Abstract

This paper is an attempt to examine the recent changes in businesses in the International District (ID), a complex Asian ethnic enclave in Seattle, Washington, and to consider the characteristics and trends of this area focusing on its internal areal differentiation.According to our field surveys of the ID at four different times (Aug., 1991; July, 1997; Sept., 2001; Aug., 2003), the following tendencies of ethnic business can be pointed out; 1) Chinese businesses have had full variety of businesses both in the retail and service sectors which have been mainly located in the historical core area of the ID and their number has been increasing through the survey period. 2) The number of Japanese businesses has been decreasing, but a small cluster of those has remained within the core area of the former Japantown. 3) There has been a striking growth of Vietnamese businesses in the northeast corner of the ID and this area had developed into a sizable ethnic business cluster by 2001.It is noteworthy that we can see three different areas within the ID, each of which has a particular different developmental stage of ethnic town.

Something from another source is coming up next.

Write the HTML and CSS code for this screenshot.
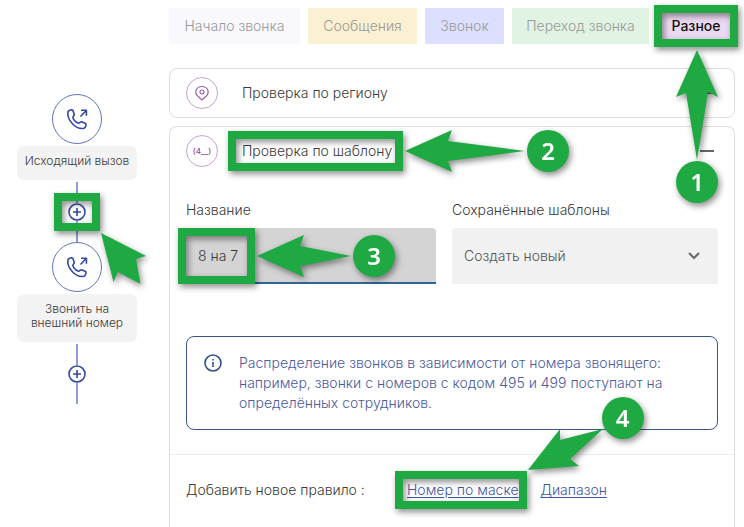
FILE: index.html
```html
<!DOCTYPE html>
<html lang="ru">
<head>
  <meta charset="UTF-8">
  <meta name="viewport" content="width=device-width, initial-scale=1.0">
  <title>Проверка по шаблону</title>
  <link rel="stylesheet" href="styles.css">
</head>
<body>
  <div class="page">
    <aside class="flow">
      <div class="flow-icon">
        <svg width="24" height="24" viewBox="0 0 24 24"><path d="M3 4.500C4 3 6.500 2.500 7.800 3.300L9.300 7.500C9.400 8.600 7.600 9.400 7.800 10.600C8.600 13 11 15.400 13.400 16.200C14.600 16.400 15.400 14.600 16.500 14.700L20.700 16.400C21.500 18 20.600 20.500 19 21.300C11 23 1.500 13 3 4.500Z"/><path d="M15.500 9.500L21.200 3.500M16 3.200H21.400V8.700"/></svg>
      </div>
      <div class="flow-label">Исходящий вызов</div>
      <div class="connector">
        <button class="add-step" aria-label="Добавить">
          <svg width="18" height="18" viewBox="0 0 18 18"><circle cx="9" cy="9" r="8"/><path d="M5 9H13M9 5V13"/></svg>
          <span class="mark mark-add">
            <svg class="arrow" width="46" height="52" viewBox="0 0 46 52"><path d="M0 0L45 23L35 26L39.500 51L17 39L12.500 49Z"/></svg>
          </span>
        </button>
      </div>
      <div class="flow-icon">
        <svg width="24" height="24" viewBox="0 0 24 24"><path d="M3 4.500C4 3 6.500 2.500 7.800 3.300L9.300 7.500C9.400 8.600 7.600 9.400 7.800 10.600C8.600 13 11 15.400 13.400 16.200C14.600 16.400 15.400 14.600 16.500 14.700L20.700 16.400C21.500 18 20.600 20.500 19 21.300C11 23 1.500 13 3 4.500Z"/><path d="M15.500 9.500L21.200 3.500M16 3.200H21.400V8.700"/></svg>
      </div>
      <div class="flow-label">Звонить на<br>внешний номер</div>
      <div class="connector">
        <button class="add-step" aria-label="Добавить">
          <svg width="18" height="18" viewBox="0 0 18 18"><circle cx="9" cy="9" r="8"/><path d="M5 9H13M9 5V13"/></svg>
        </button>
      </div>
    </aside>

    <main class="content">
      <nav class="tabs">
        <button class="tab tab-start">Начало звонка</button>
        <button class="tab tab-messages">Сообщения</button>
        <button class="tab tab-call">Звонок</button>
        <button class="tab tab-transfer">Переход звонка</button>
        <button class="tab tab-misc">Разное
          <span class="mark mark-tab">
            <svg class="arrow" width="42" height="110" viewBox="0 0 42 110"><path d="M21 0L42 47L32 42L21 110L10 43L0 47Z"/></svg>
            <span class="badge">1</span>
          </span>
        </button>
      </nav>

      <section class="card">
        <button class="card-header">
          <span class="card-icon">
            <svg width="16" height="16" viewBox="0 0 16 16"><path d="M8 15L3.500 10.800C0 7 2.500 1.500 8 1.500S16 7 12.500 10.800Z"/><circle cx="8" cy="7" r="2"/></svg>
          </span>
          <span>Проверка по региону</span>
          <span class="toggle"></span>
        </button>
      </section>

      <section class="card card-open">
        <button class="card-header">
          <span class="card-icon">(4__)</span>
          <span class="target">Проверка по шаблону
            <span class="mark mark-title">
              <svg class="arrow" width="120" height="42" viewBox="0 0 120 42"><path d="M0 21L47 0L43 11L120 21L43 31L47 42Z"/></svg>
              <span class="badge">2</span>
            </span>
          </span>
          <span class="toggle"></span>
        </button>

        <div class="fields">
          <div class="field field-name">
            <label for="name">Название</label>
            <div class="control">
              <input id="name" type="text" value="8 на 7">
              <span class="mark mark-input">
                <svg class="arrow" width="94" height="42" viewBox="0 0 94 42"><path d="M0 21L47 0L43 11L94 21L43 31L47 42Z"/></svg>
                <span class="badge">3</span>
              </span>
            </div>
          </div>
          <div class="field field-saved">
            <label for="saved">Сохранённые шаблоны</label>
            <div class="control">
              <select id="saved">
                <option>Создать новый</option>
              </select>
              <svg class="chevron" width="12" height="8" viewBox="0 0 12 8"><path d="M1 1L6 6L11 1"/></svg>
            </div>
          </div>
        </div>

        <div class="info">
          <svg class="info-icon" width="18" height="18" viewBox="0 0 18 18"><circle cx="9" cy="9" r="8"/><path d="M9 8V13M9 5V6.500"/></svg>
          <p>Распределение звонков в зависимости от номера звонящего: например, звонки с номеров с кодом 495 и 499 поступают на определённых сотрудников.</p>
        </div>

        <div class="rules">
          <span class="rules-title">Добавить новое правило :</span>
          <a class="target" href="#mask">Номер по маске<span class="mark mark-link">
              <svg class="arrow" width="76" height="42" viewBox="0 0 76 42"><path d="M0 41L32 0V11L75 0L42 30L51 37Z"/></svg>
              <span class="badge">4</span>
            </span></a>
          <a href="#range">Диапазон</a>
        </div>
      </section>
    </main>
  </div>
</body>
</html>
```

FILE: styles.css
```css
* {
  box-sizing: border-box;
}

body {
  margin: 0;
  background: #fff;
  color: #3a3a3a;
  font-family: Inter, 'Open Sans', sans-serif;
  font-size: 14px;
  font-weight: 300;
  line-height: 20px;
}

button,
input,
select {
  font: inherit;
  color: inherit;
  border: none;
}

button {
  cursor: pointer;
}

svg {
  display: block;
  fill: none;
}

.page {
  display: flex;
  gap: 32px;
  min-height: 100vh;
  padding: 8px 9px 0 17px;
}

/* call scheme */
.flow {
  flex: 0 0 120px;
  display: flex;
  flex-direction: column;
  align-items: center;
  padding-top: 86px;
}

.flow-icon {
  display: flex;
  align-items: center;
  justify-content: center;
  width: 50px;
  height: 50px;
  border: 1px solid #6274b5;
  border-radius: 50%;
}

.flow-icon svg {
  stroke: #3148a8;
  stroke-width: 1.6;
  stroke-linejoin: round;
}

.flow-label {
  width: 100%;
  margin: 2px 0;
  padding: 8px 4px 12px;
  border-radius: 7px;
  background: #f3f3f3;
  font-size: 12px;
  line-height: 14px;
  text-align: center;
}

.connector {
  display: flex;
  align-items: center;
  justify-content: center;
  width: 18px;
  height: 60px;
  background: linear-gradient(#909dd3, #909dd3) center / 2px 100% no-repeat;
}

.add-step {
  position: relative;
  padding: 0;
  border-radius: 50%;
  background: #fff;
}

.add-step > svg {
  stroke: #33489f;
  stroke-width: 1.6;
}

/* tabs */
.content {
  flex: 1;
  min-width: 0;
  display: flex;
  flex-direction: column;
  gap: 8px;
}

.tabs {
  display: flex;
  gap: 8px;
  margin-bottom: 16px;
}

.tab {
  position: relative;
  height: 36px;
  padding: 0;
  color: #999;
  white-space: nowrap;
}

.tab-start {
  flex: 131 1 0;
  background: #f8f8fd;
}

.tab-messages {
  flex: 109 1 0;
  background: #fbf0d2;
}

.tab-call {
  flex: 79 1 0;
  background: #dcdffd;
}

.tab-transfer {
  flex: 137 1 0;
  background: #e1f3e3;
}

.tab-misc {
  flex: 78 1 0;
  background: #ecd9f1;
  color: #111;
  font-weight: 500;
}

/* cards */
.card {
  border: 1px solid #dedede;
  border-radius: 8px;
}

.card-open {
  flex: 1;
  border-bottom: none;
  border-radius: 8px 8px 0 0;
}

.card-header {
  display: flex;
  align-items: center;
  gap: 24px;
  width: 100%;
  padding: 8px 20px 8px 16px;
  background: none;
  text-align: left;
}

.card-icon {
  display: flex;
  align-items: center;
  justify-content: center;
  width: 32px;
  height: 32px;
  border: 1px solid #c6a5d0;
  border-radius: 50%;
  color: #8d4aa3;
  font-size: 8px;
  font-weight: 500;
}

.card-icon svg {
  stroke: #9a62ac;
  stroke-width: 1.2;
}

.toggle {
  width: 14px;
  height: 2px;
  margin-left: auto;
  background: #666;
}

.fields {
  display: flex;
  gap: 16px;
  padding: 25px 16px 0;
}

.field {
  display: flex;
  flex-direction: column;
  gap: 8px;
  min-width: 0;
}

.field-name {
  flex: 250 1 0;
}

.field-saved {
  flex: 266 1 0;
}

.control {
  position: relative;
}

.control input,
.control select {
  display: block;
  width: 100%;
  height: 56px;
  padding: 0 12px;
  border-radius: 4px 4px 0 0;
  outline: none;
}

.control input {
  border-bottom: 2px solid #2f6399;
  background: #d4d4d4;
}

.control select {
  appearance: none;
  background: #f1f1f1;
  color: #555;
}

.chevron {
  position: absolute;
  top: 24px;
  right: 18px;
  stroke: #666;
  stroke-width: 2;
  pointer-events: none;
}

.info {
  display: flex;
  gap: 17px;
  margin: 52px 16px 24px;
  padding: 16px 16px 16px 17px;
  border: 1px solid #3c5488;
  border-radius: 8px;
  color: #4a5aa0;
}

.info p {
  margin: 0;
}

.info-icon {
  flex: none;
  margin-top: 1px;
  stroke: #33508c;
  stroke-width: 1.6;
}

.rules {
  display: flex;
  padding: 25px 16px;
  border-top: 1px solid #ededed;
}

.rules-title {
  flex: 0 0 221px;
}

.rules a {
  margin-right: 22px;
  color: #3f54a5;
  text-underline-offset: 2px;
}

/* numbered hints over the interface */
.target {
  position: relative;
}

.mark {
  position: absolute;
  z-index: 1;
  filter: drop-shadow(2px 3px 3px rgba(0, 0, 0, 0.45));
  pointer-events: none;
}

.mark::before {
  content: '';
  position: absolute;
  inset: 0;
  border: 8px solid #1fa942;
}

.arrow {
  position: absolute;
  fill: #1fa942;
}

.badge {
  position: absolute;
  width: 42px;
  height: 42px;
  border-radius: 50%;
  background: #1fa942;
  color: #fff;
  font: 600 24px/42px 'Noto Sans', sans-serif;
  text-align: center;
}

.mark-add {
  inset: -10px -14px;
}

.mark-add .arrow {
  top: calc(100% + 2px);
  left: calc(100% + 1px);
}

.mark-tab {
  inset: -3px;
}

.mark-tab .arrow {
  top: calc(100% + 3px);
  left: calc(50% - 20px);
}

.mark-tab .badge {
  top: calc(100% + 114px);
  left: calc(50% - 20px);
}

.mark-title {
  inset: -10px -11px -10px -14px;
}

.mark-title .arrow,
.mark-input .arrow {
  top: calc(50% - 21px);
  left: calc(100% + 2px);
}

.mark-title .badge {
  top: calc(50% - 21px);
  left: calc(100% + 124px);
}

.mark-input {
  top: 0;
  left: -8px;
  width: 77px;
  height: 56px;
}

.mark-input .badge {
  top: calc(50% - 21px);
  left: calc(100% + 98px);
}

.mark-link {
  inset: -9px -8px -9px -12px;
}

.mark-link .arrow {
  bottom: 100%;
  left: calc(100% + 1px);
}

.mark-link .badge {
  bottom: calc(100% + 32px);
  left: calc(100% + 75px);
}
```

The Chinatown is now considered to be an ethnic business town operating as an economic and cultural focus for a spatially dispersed ethnic community, the present Japantown can be seen as a residual core of the former large ethnic town, and the Vietnam Town has been developed from the early stage to the more mature stage of an ethnic town through the survey period. However, it should be also noted that a large new business space has been created in the southwest fringe of the ID by a non-community-based redevelopment project.